Brunel University London is to discontinue its Graduate Diploma in Law (GDL). The decision comes as legal education providers prepare for the introduction of the Solicitors Qualifying Exam (SQE).

Brunel Law School has confirmed it will not be offering the GDL from September 2018, in anticipation of the forthcoming changes being brought about by the Solicitors Regulation Authority (SRA), namely the centralised solicitor super-exam.

Until recently, Legal Cheek’s GDL Most List showed that Brunel offered 25 full-time places and charged fees of £9,500. The GDL is designed to get non-law grads up to speed with their LLB counterparts and is taught at roughly 40 different locations across England and Wales. Prices range from £5,200 to £11,500.

The 2018 GDL Most List

With the GDL out the way, Brunel will focus its efforts on delivering a new graduate entry LLB. Dr Adrienne Barnett, the law school’s director of undergraduate admissions, told Legal Cheek:

“This is a two-year ‘fast-track’ LLB degree for non-law graduates (or overseas graduates of any discipline). Students will also have the option of undertaking a three-year graduate entry LLB which includes a year’s work placement.”

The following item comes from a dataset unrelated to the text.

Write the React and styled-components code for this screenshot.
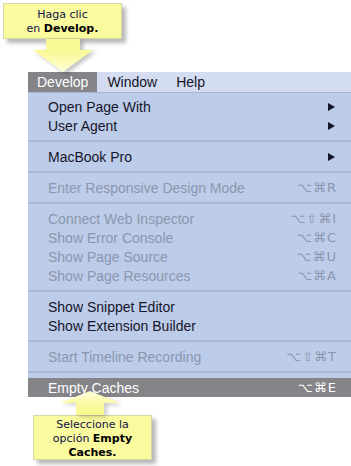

A number of legal education providers have made changes to their course offerings in recent months.

In May, Legal Cheek revealed that BPP Law School was suspending the intake of its undergraduate law degree. Speaking at the time, Andrew Chadwick, dean of BPP University Law School, told us: “We have taken the decision to pause our intake on our public LLB offering. This is to enable my team to focus on designing programmes for the future.”

Meanwhile, Goldsmith University, London revealed last month it was launching a new LLB, incorporating SQE content through a combination of specifically designed modules and specialist workshops. Other universities to go public with similar plans include The University of Law, BPP and London South Bank.

Earlier this week, the SRA confirmed it had selected education giant Kaplan to develop and deliver the SQE. Kaplan has been appointed for a period of eight years from the introduction of assessment, which could be as early as September 2020.